With 23 staff members listed on their website, the final word in the report is left to the NSW Nature Conservation Council (NCC) chief executive Chris Gambian who said “there was no rational economic argument to prop up the industry…..”

At 5.51pm on 15 March, the NCC emailed members and supporters to advise them that “NCC members started an official parliamentary petition to end native forest logging. If this petition gets 20,000 signatures it will trigger a formal parliamentary debate. By reaching this milestone, we will test the politicians on whether they will protect native forests in the lead up to the state election.”

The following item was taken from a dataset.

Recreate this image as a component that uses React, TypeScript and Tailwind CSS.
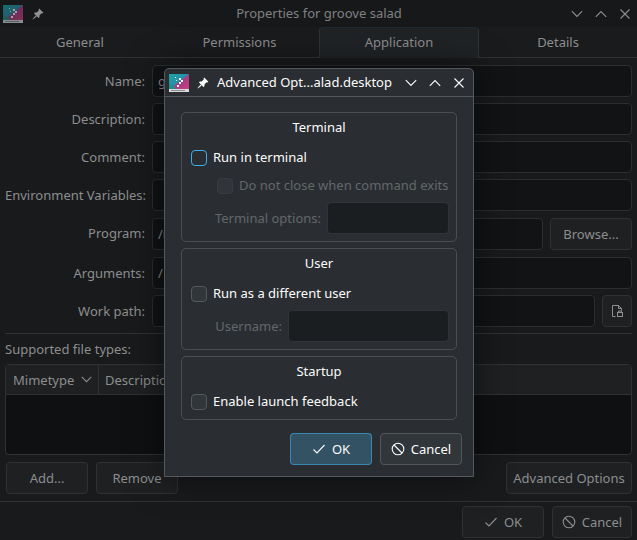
import React from "react";

const font = { fontFamily: '"Noto Sans", sans-serif' };

function AppIcon({ dim }: { dim?: boolean }) {
  return (
    <svg width="20" height="18" viewBox="0 0 20 18" className={dim ? "opacity-60" : ""}>
      <defs>
        <linearGradient id={dim ? "g1" : "g2"} x1="0" y1="0" x2="1" y2="1">
          <stop offset="0" stopColor="#16a5a5" />
          <stop offset="0.48" stopColor="#2a8fa8" />
          <stop offset="0.52" stopColor="#a83a86" />
          <stop offset="1" stopColor="#c9417a" />
        </linearGradient>
      </defs>
      <rect x="0" y="0" width="20" height="16" fill={`url(#${dim ? "g1" : "g2"})`} />
      <polygon points="0,16 9,16 0,9" fill="#1f8f87" />
      <rect x="0" y="15" width="20" height="3" fill="#d8dadb" />
      <rect x="2" y="16" width="14" height="1" fill="#8a8f92" />
      <rect x="10" y="4" width="2" height="2" fill="#fff" />
      <rect x="12" y="6" width="2" height="2" fill="#fff" />
      <rect x="10" y="8" width="2" height="2" fill="#fff" />
      <rect x="8" y="11" width="2" height="2" fill="#fff" />
      <rect x="7" y="6" width="1" height="1" fill="#fff" />
      <rect x="6" y="3" width="1" height="1" fill="#fff" />
    </svg>
  );
}

function Pin({ color }: { color: string }) {
  return (
    <svg width="12" height="12" viewBox="0 0 12 12" fill={color}>
      <path d="M7.2 0.6 11.4 4.8 10.3 5.5 9.6 5.2 7.4 7.4 7.5 9.2 6.5 10 2 5.5 2.8 4.5 4.6 4.6 6.8 2.4 6.5 1.7Z" />
      <path d="M3.6 7.4 4.6 8.4 1 11.4 0.6 11Z" />
    </svg>
  );
}

function ChevDown({ color, size = 12 }: { color: string; size?: number }) {
  return (
    <svg width={size} height={size} viewBox="0 0 12 12" fill="none" stroke={color} strokeWidth="1.1">
      <path d="M0.8 3.2 6 8.4 11.2 3.2" />
    </svg>
  );
}
function ChevUp({ color }: { color: string }) {
  return (
    <svg width="12" height="12" viewBox="0 0 12 12" fill="none" stroke={color} strokeWidth="1.1">
      <path d="M0.8 8.8 6 3.6 11.2 8.8" />
    </svg>
  );
}
function Close({ color }: { color: string }) {
  return (
    <svg width="12" height="12" viewBox="0 0 12 12" fill="none" stroke={color} strokeWidth="1.1">
      <path d="M1.5 1.5 10.5 10.5M10.5 1.5 1.5 10.5" />
    </svg>
  );
}
function Check({ color }: { color: string }) {
  return (
    <svg width="14" height="14" viewBox="0 0 14 14" fill="none" stroke={color} strokeWidth="1.1">
      <path d="M1.5 7.5 5 11 12.5 3" />
    </svg>
  );
}
function Ban({ color }: { color: string }) {
  return (
    <svg width="14" height="14" viewBox="0 0 14 14" fill="none" stroke={color} strokeWidth="1.1">
      <circle cx="7" cy="7" r="5.8" />
      <path d="M3 3 11 11" />
    </svg>
  );
}
function FileIcon() {
  return (
    <svg width="16" height="16" viewBox="0 0 16 16" fill="none" stroke="#8d8f90" strokeWidth="1">
      <path d="M6.5 13.5H3.5V2.5H9.5L12.5 5.5V7.5" />
      <path d="M9.5 2.5V5.5H12.5" />
      <rect x="8.5" y="9.5" width="5" height="4" />
      <path d="M9.5 9.5V8H12.5V9.5" />
    </svg>
  );
}

function BgInput({ children, className = "" }: { children?: React.ReactNode; className?: string }) {
  return (
    <div className={`h-8 flex-1 min-w-0 overflow-hidden whitespace-nowrap rounded-[4px] border border-[#2b2d2f] bg-[#111314] px-[5px] flex items-center text-[#8c8e8f] ${className}`}>
      {children && <span className="pt-[2px]">{children}</span>}
    </div>
  );
}

function BgButton({ children, icon, className = "" }: { children?: React.ReactNode; icon?: React.ReactNode; className?: string }) {
  return (
    <div className={`h-8 rounded-[4px] border border-[#2f3133] bg-[#1e2022] flex items-center justify-center gap-[6px] text-[#8c8e8f] ${className}`}>
      {icon}
      {children && <span className="pt-[2px]">{children}</span>}
    </div>
  );
}

function Row({ label, children, className = "", labelClass = "pt-[2px]" }: { label: string; children: React.ReactNode; className?: string; labelClass?: string }) {
  return (
    <div className={`flex items-center ${className}`}>
      <div className={`w-[140px] shrink-0 text-right text-[#8c8e8f] whitespace-nowrap ${labelClass}`}>{label}</div>
      <div className="flex flex-1 items-center ml-[7px]">{children}</div>
    </div>
  );
}

function Checkbox({ state = "normal" }: { state?: "normal" | "focus" | "disabled" }) {
  const cls =
    state === "focus"
      ? "border-[#3daee9] bg-[#2a2e32]"
      : state === "disabled"
      ? "border-[#383c40] bg-[#31353a]"
      : "border-[#55595d] bg-[#31363b]";
  return <div className={`w-4 h-4 rounded-[4px] border ${cls} shrink-0`} />;
}

function Group({ title, children, className = "" }: { title: string; children: React.ReactNode; className?: string }) {
  return (
    <div className={`rounded-[5px] border border-[#4a4e52] flex flex-col ${className}`}>
      <div className="text-center text-[#fcfcfc] h-[28px] leading-[28px]">{title}</div>
      {children}
    </div>
  );
}

export default function App() {
  return (
    <div className="relative w-[637px] h-[540px] overflow-hidden bg-[#191a1c] text-[13px]" style={font}>
      {/* Title bar */}
      <div className="h-[27px] bg-[#17181a] flex items-center pl-[3px] pr-[6px] text-[#7f8182]">
        <AppIcon dim />
        <div className="ml-[9px]"><Pin color="#909294" /></div>
        <div className="flex-1 text-center pl-[23px]">Properties for groove salad</div>
        <div className="flex items-center gap-[12px]">
          <ChevDown color="#8c8e8f" />
          <ChevUp color="#8c8e8f" />
          <Close color="#8c8e8f" />
        </div>
      </div>

      {/* Tabs */}
      <div className="h-[31px] flex border-b border-[#303234] text-[#8c8e8f] bg-[#1a1b1d]">
        <div className="w-[160px] flex items-center justify-center pt-px">General</div>
        <div className="w-[159px] flex items-center justify-center pt-px">Permissions</div>
        <div className="w-[160px] h-[31px] flex items-center justify-center bg-[#202326] border-t border-r border-l border-t-[#1f2a33] border-r-[#303234] border-l-[#303234] rounded-t-[4px]">Application</div>
        <div className="flex-1 flex items-center justify-center pt-px">Details</div>
      </div>

      {/* Form */}
      <div className="flex flex-col px-[5px] pt-[7px]">
        <div className="flex flex-col gap-[6px]">
          <Row label="Name:"><BgInput>groove salad</BgInput></Row>
          <Row label="Description:"><BgInput /></Row>
          <Row label="Comment:"><BgInput /></Row>
          <Row label="Environment Variables:"><BgInput /></Row>
        </div>
        <Row label="Program:" className="mt-[7px]" labelClass="">
          <BgInput>/usr/bin/groove</BgInput>
          <BgButton className="w-[82px] ml-[7px]">Browse...</BgButton>
        </Row>
        <Row label="Arguments:" className="mt-[7px]"><BgInput>/</BgInput></Row>
        <Row label="Work path:" className="mt-[6px]">
          <BgInput />
          <BgButton className="w-[30px] ml-[7px]" icon={<FileIcon />} />
        </Row>
        <div className="h-px bg-[#303234] mt-[6px]" />
        <div className="mt-[5px] h-[20px] leading-[20px] text-[#8c8e8f]">Supported file types:</div>
        <div className="mt-[5px] h-[91px] rounded-[4px] border border-[#2f3133] bg-[#0f1011] overflow-hidden text-[#8c8e8f]">
          <div className="h-[30px] flex items-center bg-[#1e2022] border-b border-[#2f3133]">
            <div className="w-[93px] h-full flex items-center justify-between pl-[7px] pr-[6px] border-r border-[#2f3133]">
              <span className="pt-[2px]">Mimetype</span>
              <ChevDown color="#8c8e8f" size={11} />
            </div>
            <div className="pl-[6px] pt-[2px]">Description</div>
          </div>
        </div>
        <div className="mt-[7px] flex items-center pl-px">
          <BgButton className="w-[82px]">Add...</BgButton>
          <BgButton className="w-[82px] ml-[8px]">Remove</BgButton>
          <div className="flex-1" />
          <BgButton className="w-[126px]">Advanced Options</BgButton>
        </div>
      </div>
      <div className="h-px bg-[#303234] mt-[7px]" />
      <div className="flex justify-end gap-[8px] pr-[5px] pt-[4px]">
        <BgButton className="w-[82px]" icon={<Check color="#8c8e8f" />}>OK</BgButton>
        <BgButton className="w-[80px]" icon={<Ban color="#8c8e8f" />}>Cancel</BgButton>
      </div>

      {/* Dialog window */}
      <div className="absolute left-[164px] top-[68px] w-[310px] h-[409px] rounded-t-[5px] border border-[#55595d] bg-[#2a2e32] shadow-[0_0_36px_rgba(0,0,0,0.55)] flex flex-col">
        <div className="h-[28px] flex items-center pl-[4px] pr-[8px] border-b border-[#55595d] text-[#fcfcfc]">
          <AppIcon />
          <div className="ml-[8px]"><Pin color="#fcfcfc" /></div>
          <div className="ml-[8px] flex-1 whitespace-nowrap">Advanced Opt...alad.desktop</div>
          <div className="flex items-center gap-[12px]">
            <ChevDown color="#fcfcfc" />
            <ChevUp color="#fcfcfc" />
            <Close color="#fcfcfc" />
          </div>
        </div>
        <div className="flex flex-col gap-[6px] px-[16px] pt-[15px]">
          <Group title="Terminal" className="h-[130px]">
            <div className="flex items-center gap-[6px] pl-[9px] mt-[7px] h-[20px] text-[#fcfcfc]">
              <Checkbox state="focus" />
              <span>Run in terminal</span>
            </div>
            <div className="flex items-center gap-[6px] pl-[35px] mt-[8px] h-[20px] text-[#63676a]">
              <Checkbox state="disabled" />
              <span className="whitespace-nowrap">Do not close when command exits</span>
            </div>
            <div className="flex items-center justify-end pr-[7px] mt-[6px] text-[#63676a]">
              <span className="mr-[6px] pt-[2px]">Terminal options:</span>
              <div className="w-[122px] h-8 rounded-[4px] border border-[#303438] bg-[#1b1e20]" />
            </div>
          </Group>
          <Group title="User" className="h-[102px]">
            <div className="flex items-center gap-[6px] pl-[9px] mt-[7px] h-[20px] text-[#fcfcfc]">
              <Checkbox />
              <span>Run as a different user</span>
            </div>
            <div className="flex items-center justify-end pr-[7px] mt-[6px] text-[#63676a]">
              <span className="mr-[6px] pt-[2px]">Username:</span>
              <div className="w-[161px] h-8 rounded-[4px] border border-[#303438] bg-[#1b1e20]" />
            </div>
          </Group>
          <Group title="Startup" className="h-[64px]">
            <div className="flex items-center gap-[6px] pl-[9px] mt-[7px] h-[20px] text-[#fcfcfc]">
              <Checkbox />
              <span>Enable launch feedback</span>
            </div>
          </Group>
        </div>
        <div className="flex justify-end gap-[8px] pr-[11px] mt-[13px] text-[#fcfcfc]">
          <div className="w-[82px] h-[32px] rounded-[4px] border border-[#3daee9]/60 bg-[#335264] flex items-center justify-center gap-[6px]">
            <Check color="#fcfcfc" /><span className="pt-[2px]">OK</span>
          </div>
          <div className="w-[82px] h-[32px] rounded-[4px] border border-[#53575b] bg-[#31363b] flex items-center justify-center gap-[6px]">
            <Ban color="#fcfcfc" /><span className="pt-[2px]">Cancel</span>
          </div>
        </div>
      </div>
    </div>
  );
}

Among other matters, the NCC claims “Public native forest logging is pushing iconic species like the koala, swift parrot and greater glider towards extinction.”

The disastrous 2019-20 fire season, resulted in more than 5.3 million hectares of predominantly native vegetation being burnt in NSW. The burnt area including 79 percent of the Greater Blue Mountain World Heritage Area. The human death toll was 26 and Professor Dickman has estimated the animal (birds, mammals and reptiles) death toll to be more than 800 million.

Satellite image
The Gospers Mountain and Adjoining High Intensity Bushfires Burnt 1,080,588 Hectares or 79 Percent, of the Greater Blue Mountains World Heritage Area in 2019-20.
Photo courtesy ABC

Given the concern the NCC claims to have for iconic species including koalas, swift parrots and greater gliders, what have the NCC representatives on the BFCC done to ensure the committee placed an adequate focus on bush fire mitigation works at a landscape level over the past 17 years? Has the NCC delivered any advice to the committee that made a material difference to the fire extent of high intensity bushfires in 2019-20?

Table

What does the cessation of native forest harvesting do to address the risk of high intensity bushfires devastating the 80 percent of available public land in NSW that is already in the conservation reserve system?

Australian Rural & Regional News would welcome a response from Professor Macintosh, the journalists, Lucy Cormack and Nick O’Malley, David Shoebridge or Chris Gambian to the issues raised in this article.